With weight gain and puking issues, I have come to find that not being able to give my child his most basic need is a sick feeling. It brings on this really weird battle internally of trying to manage all of the practical things to figure out how to feed him best while also not taking personal responsibility when things don't turn out the way that you want. It's so frustrating when I tell Brad that I get anxious at the thought of the doctor changing Leo's feeding schedule because that determines so much of my day. And there's some ptsd around the whole thing. Brad will often tell me, "Charis, you're taking it too personally. None of this means that you're a failure." I understand that the weight gain issues are not because of my failure, but also I'm the one who actually does whatever changes they are suggesting so... To be clear, Brad is also very understanding when I'm anxious about this. I'm just trying to explain the internal struggle I have in regards to feeding anxieties.

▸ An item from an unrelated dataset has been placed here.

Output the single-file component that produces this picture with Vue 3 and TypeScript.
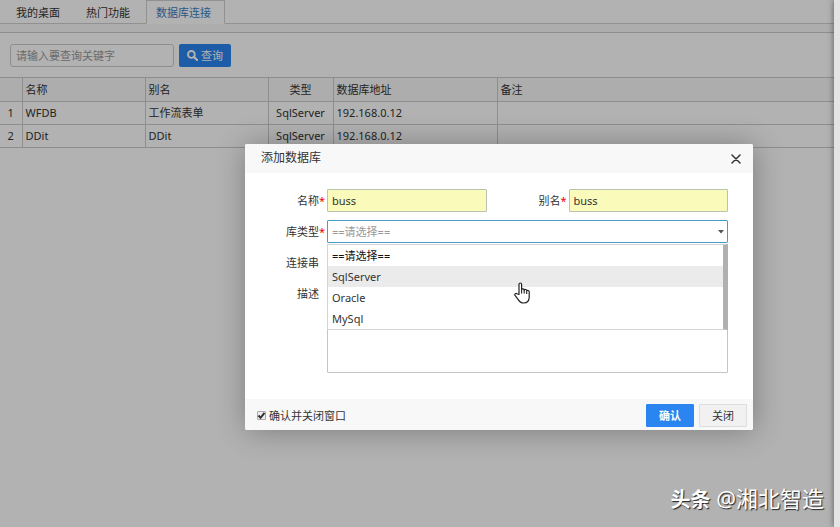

On this topic, when I see or hear a mama say, "I just wish they would stay this small forever!" I often just want to ask her to appreciate the growing and thriving child that she has. I know change is hard. And I don't want to take that away from anyone. I want to share my perspective and say that the reality of a child not growing is an inexplicable stress. So, to my mamas with growing children who are a lot to keep up with, I ask that the next time you are at your limit, you take a breath and take in the gratitude for the growing little bodies.
Being Leo's mama, I feel freed of how I'm "supposed" to act. I feel motivated to love people where they're at. I am eager to learn to embrace difference and throw off unimportant assumptions. I see heaven and earth a bit more clearly for what they are--meaning earth as a finite and imperfect place while heaven is our eternal home with God. I still struggle with wanting to and thinking that I control things that I really don't. But I've also been pushed to my own limits to see more clearly what I don't control and what I do. I see that life is so much more than our physical abilities, but I also have a newfound appreciation for mine.
What I'm trying to say is that Leo has changed my life. Grief is hard. Life is hard. I'm so thankful for Leo. I'm still learning to be thankful for all of our story. I'm grateful for a space to share. I hope our musings can expand your world a little bit and hopefully help you see that God who made it a bit better.